Written request —
Skip the pictures. Transcribe the rest of the data below without changing a word.

Material provided —
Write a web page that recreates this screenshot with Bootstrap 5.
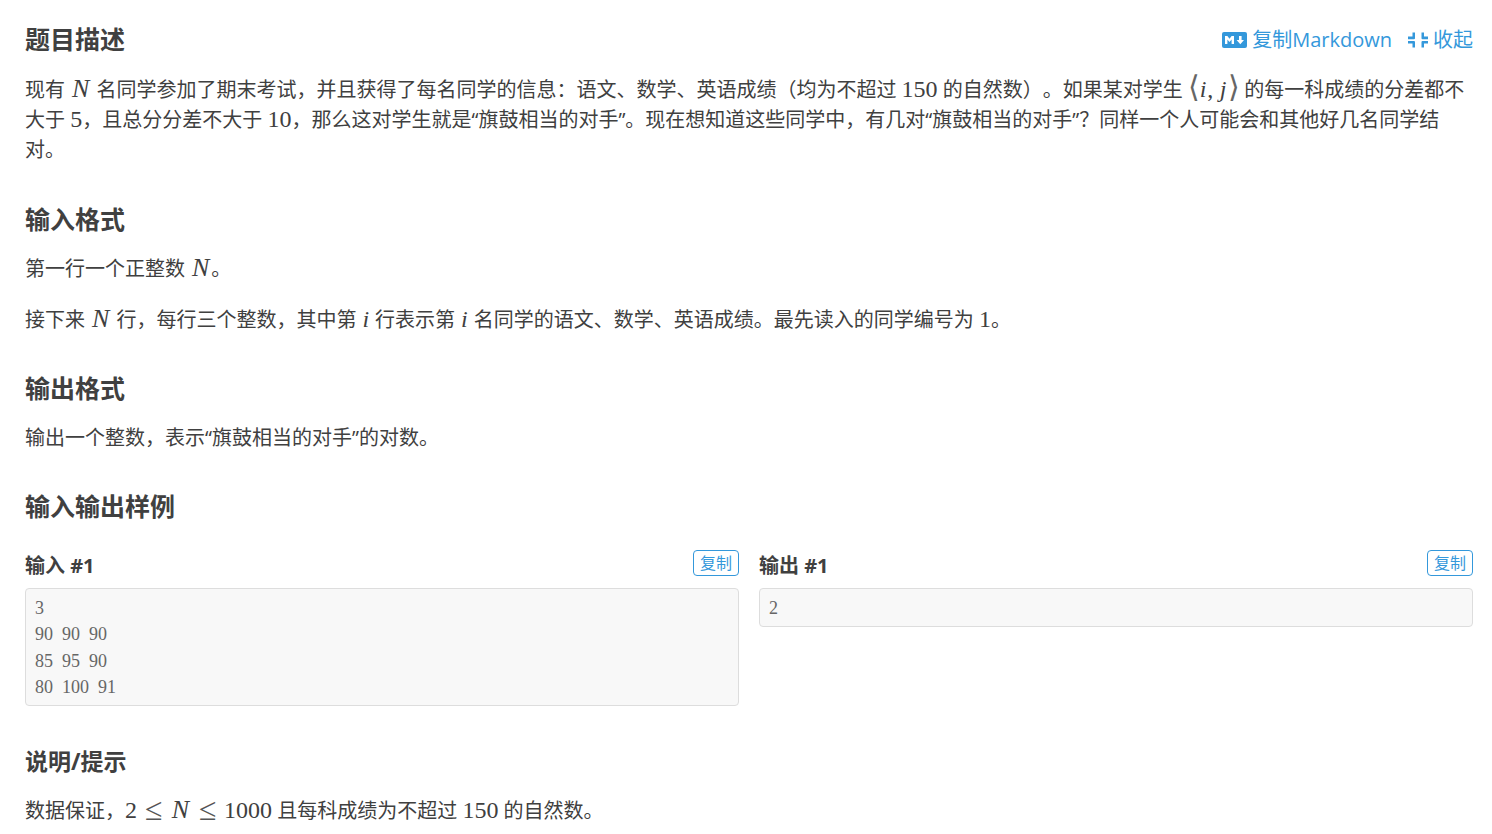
<!DOCTYPE html>
<html lang="zh">
<head>
<meta charset="utf-8">
<link href="https://cdn.jsdelivr.net/npm/bootstrap@5.3.0/dist/css/bootstrap.min.css" rel="stylesheet">
<style>
body{background:#fff;color:#404040;font-family:"Open Sans","Noto Sans CJK SC",sans-serif;font-size:20px;line-height:30px;overflow:hidden;text-spacing-trim:space-all;font-feature-settings:"chws" 0,"palt" 0}
.pg{padding:21px 19px 0 25px}
.sec-title{font-size:25px;line-height:37.5px;font-weight:700;color:#404040;margin:36px 0 14px}
.sec-after2{margin-bottom:15px}
.sec-up{margin-top:35px}
.sec-tight{font-size:23px;margin-top:37px}
.head-1{margin-bottom:15px}
.head-1 .sec-title{margin:0}
.para{margin:0 0 20px;padding-top:1px}
.mth{font-family:"Liberation Serif",serif;font-size:24px;line-height:0}
.mth i{font-style:italic}
.mi-n{display:inline-block;width:21px;font-size:26px;text-align:center;line-height:0}
.mi-i{display:inline-block;width:8.3px;text-align:center;line-height:0}
.mi-j{display:inline-block;width:10px;text-align:center;line-height:0}
.mi-p{display:inline-block;width:10.7px;text-align:left;line-height:0}
.mi-b{display:inline-block;width:11px;text-align:center;font-family:"DejaVu Sans",sans-serif;font-size:30px;line-height:0;color:#666}
.rel{display:inline-block;width:17px;margin:0 8px;text-align:center;font-size:32px;line-height:0;color:#555;vertical-align:-2px}
.tool-link{color:#3498db;text-decoration:none;display:inline-flex;align-items:center;gap:5px}
.tools{gap:16px}
.smp-row{--bs-gutter-x:20px;margin-top:25px}
.smp-title{font-size:20px;font-weight:700;line-height:29px;padding-top:1px;margin:0}
.copy-btn{font-size:16px;line-height:24px;padding:0 6px;border:1px solid #3498db;color:#3498db;background:#fff;border-radius:4px}
.code-box{margin:8px 0 0;background:#f8f8f8;border:1px solid #ddd;border-radius:4px;padding:6px 9px 5px;font-family:"Liberation Serif",serif;font-size:18px;line-height:26.25px;word-spacing:4.5px;color:#666;overflow:hidden}
</style>
<script src="https://cdn.jsdelivr.net/npm/bootstrap@5.3.0/dist/js/bootstrap.bundle.min.js"></script>
</head>
<body>
<div class="pg">
  <div class="d-flex justify-content-between align-items-center head-1">
    <h2 class="sec-title">题目描述</h2>
    <div class="d-flex tools">
      <a class="tool-link" href="#"><svg width="25" height="16" viewBox="0 0 25 16"><rect width="25" height="16" rx="2" fill="#3498db"/><path d="M3 12V4h2.4l2.1 2.8L9.6 4H12v8H9.6V7.4L7.5 10 5.4 7.4V12z M17 4h2.600v4H22l-3.700 4.200L14.600 8H17z" fill="#fff"/></svg>复制Markdown</a>
      <a class="tool-link" href="#"><svg width="20" height="16" viewBox="0 0 20 16"><path d="M0 4.500h4.500V0.500h2.500v5.800a1 1 0 0 1-1 1H0z M13.500 0.500H16v4h4v2.800h-5.500a1 1 0 0 1-1-1z M0 9h6a1 1 0 0 1 1 1v5.500H4.500v-4H0z M14.500 9H20v2.500h-4v4h-2.500V10a1 1 0 0 1 1-1z" fill="#3498db"/></svg>收起</a>
    </div>
  </div>
  <p class="para">现有 <span class="mth"><i class="mi-n">N</i></span> 名同学参加了期末考试，并且获得了每名同学的信息：语文、数学、英语成绩（均为不超过 <span class="mth">150</span> 的自然数）。如果某对学生 <span class="mth"><span class="mi-b">⟨</span><i class="mi-i">i</i><span class="mi-p">,</span><i class="mi-j">j</i><span class="mi-b">⟩</span></span> 的每一科成绩的分差都不大于 <span class="mth">5</span>，且总分分差不大于 <span class="mth">10</span>，那么这对学生就是“旗鼓相当的对手”。现在想知道这些同学中，有几对“旗鼓相当的对手”？同样一个人可能会和其他好几名同学结对。</p>
  <h2 class="sec-title sec-after2">输入格式</h2>
  <p class="para">第一行一个正整数 <span class="mth"><i class="mi-n">N</i></span>。</p>
  <p class="para">接下来 <span class="mth"><i class="mi-n">N</i></span> 行，每行三个整数，其中第 <span class="mth"><i class="mi-i">i</i></span> 行表示第 <span class="mth"><i class="mi-i">i</i></span> 名同学的语文、数学、英语成绩。最先读入的同学编号为 <span class="mth">1</span>。</p>
  <h2 class="sec-title sec-up">输出格式</h2>
  <p class="para">输出一个整数，表示“旗鼓相当的对手”的对数。</p>
  <h2 class="sec-title sec-up">输入输出样例</h2>
  <div class="row smp-row">
    <div class="col-6">
      <div class="d-flex justify-content-between align-items-start">
        <h3 class="smp-title">输入 #1</h3>
        <button class="btn copy-btn" type="button">复制</button>
      </div>
      <pre class="code-box">3
90 90 90
85 95 90
80 100 91</pre>
    </div>
    <div class="col-6">
      <div class="d-flex justify-content-between align-items-start">
        <h3 class="smp-title">输出 #1</h3>
        <button class="btn copy-btn" type="button">复制</button>
      </div>
      <pre class="code-box">2</pre>
    </div>
  </div>
  <h2 class="sec-title sec-tight">说明/提示</h2>
  <p class="para">数据保证，<span class="mth">2<span class="rel">≤</span><i class="mi-n">N</i><span class="rel">≤</span>1000</span> 且每科成绩为不超过 <span class="mth">150</span> 的自然数。</p>
</div>
</body>
</html>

Task output —
Write a web page that recreates this screenshot with Bootstrap 5.
<!DOCTYPE html>
<html lang="zh">
<head>
<meta charset="utf-8">
<link href="https://cdn.jsdelivr.net/npm/bootstrap@5.3.0/dist/css/bootstrap.min.css" rel="stylesheet">
<style>
body{background:#fff;color:#404040;font-family:"Open Sans","Noto Sans CJK SC",sans-serif;font-size:20px;line-height:30px;overflow:hidden;text-spacing-trim:space-all;font-feature-settings:"chws" 0,"palt" 0}
.pg{padding:21px 19px 0 25px}
.sec-title{font-size:25px;line-height:37.5px;font-weight:700;color:#404040;margin:36px 0 14px}
.sec-after2{margin-bottom:15px}
.sec-up{margin-top:35px}
.sec-tight{font-size:23px;margin-top:37px}
.head-1{margin-bottom:15px}
.head-1 .sec-title{margin:0}
.para{margin:0 0 20px;padding-top:1px}
.mth{font-family:"Liberation Serif",serif;font-size:24px;line-height:0}
.mth i{font-style:italic}
.mi-n{display:inline-block;width:21px;font-size:26px;text-align:center;line-height:0}
.mi-i{display:inline-block;width:8.3px;text-align:center;line-height:0}
.mi-j{display:inline-block;width:10px;text-align:center;line-height:0}
.mi-p{display:inline-block;width:10.7px;text-align:left;line-height:0}
.mi-b{display:inline-block;width:11px;text-align:center;font-family:"DejaVu Sans",sans-serif;font-size:30px;line-height:0;color:#666}
.rel{display:inline-block;width:17px;margin:0 8px;text-align:center;font-size:32px;line-height:0;color:#555;vertical-align:-2px}
.tool-link{color:#3498db;text-decoration:none;display:inline-flex;align-items:center;gap:5px}
.tools{gap:16px}
.smp-row{--bs-gutter-x:20px;margin-top:25px}
.smp-title{font-size:20px;font-weight:700;line-height:29px;padding-top:1px;margin:0}
.copy-btn{font-size:16px;line-height:24px;padding:0 6px;border:1px solid #3498db;color:#3498db;background:#fff;border-radius:4px}
.code-box{margin:8px 0 0;background:#f8f8f8;border:1px solid #ddd;border-radius:4px;padding:6px 9px 5px;font-family:"Liberation Serif",serif;font-size:18px;line-height:26.25px;word-spacing:4.5px;color:#666;overflow:hidden}
</style>
<script src="https://cdn.jsdelivr.net/npm/bootstrap@5.3.0/dist/js/bootstrap.bundle.min.js"></script>
</head>
<body>
<div class="pg">
  <div class="d-flex justify-content-between align-items-center head-1">
    <h2 class="sec-title">题目描述</h2>
    <div class="d-flex tools">
      <a class="tool-link" href="#"><svg width="25" height="16" viewBox="0 0 25 16"><rect width="25" height="16" rx="2" fill="#3498db"/><path d="M3 12V4h2.4l2.1 2.8L9.6 4H12v8H9.6V7.4L7.5 10 5.4 7.4V12z M17 4h2.600v4H22l-3.700 4.200L14.600 8H17z" fill="#fff"/></svg>复制Markdown</a>
      <a class="tool-link" href="#"><svg width="20" height="16" viewBox="0 0 20 16"><path d="M0 4.500h4.500V0.500h2.500v5.800a1 1 0 0 1-1 1H0z M13.500 0.500H16v4h4v2.800h-5.500a1 1 0 0 1-1-1z M0 9h6a1 1 0 0 1 1 1v5.500H4.500v-4H0z M14.500 9H20v2.500h-4v4h-2.500V10a1 1 0 0 1 1-1z" fill="#3498db"/></svg>收起</a>
    </div>
  </div>
  <p class="para">现有 <span class="mth"><i class="mi-n">N</i></span> 名同学参加了期末考试，并且获得了每名同学的信息：语文、数学、英语成绩（均为不超过 <span class="mth">150</span> 的自然数）。如果某对学生 <span class="mth"><span class="mi-b">⟨</span><i class="mi-i">i</i><span class="mi-p">,</span><i class="mi-j">j</i><span class="mi-b">⟩</span></span> 的每一科成绩的分差都不大于 <span class="mth">5</span>，且总分分差不大于 <span class="mth">10</span>，那么这对学生就是“旗鼓相当的对手”。现在想知道这些同学中，有几对“旗鼓相当的对手”？同样一个人可能会和其他好几名同学结对。</p>
  <h2 class="sec-title sec-after2">输入格式</h2>
  <p class="para">第一行一个正整数 <span class="mth"><i class="mi-n">N</i></span>。</p>
  <p class="para">接下来 <span class="mth"><i class="mi-n">N</i></span> 行，每行三个整数，其中第 <span class="mth"><i class="mi-i">i</i></span> 行表示第 <span class="mth"><i class="mi-i">i</i></span> 名同学的语文、数学、英语成绩。最先读入的同学编号为 <span class="mth">1</span>。</p>
  <h2 class="sec-title sec-up">输出格式</h2>
  <p class="para">输出一个整数，表示“旗鼓相当的对手”的对数。</p>
  <h2 class="sec-title sec-up">输入输出样例</h2>
  <div class="row smp-row">
    <div class="col-6">
      <div class="d-flex justify-content-between align-items-start">
        <h3 class="smp-title">输入 #1</h3>
        <button class="btn copy-btn" type="button">复制</button>
      </div>
      <pre class="code-box">3
90 90 90
85 95 90
80 100 91</pre>
    </div>
    <div class="col-6">
      <div class="d-flex justify-content-between align-items-start">
        <h3 class="smp-title">输出 #1</h3>
        <button class="btn copy-btn" type="button">复制</button>
      </div>
      <pre class="code-box">2</pre>
    </div>
  </div>
  <h2 class="sec-title sec-tight">说明/提示</h2>
  <p class="para">数据保证，<span class="mth">2<span class="rel">≤</span><i class="mi-n">N</i><span class="rel">≤</span>1000</span> 且每科成绩为不超过 <span class="mth">150</span> 的自然数。</p>
</div>
</body>
</html>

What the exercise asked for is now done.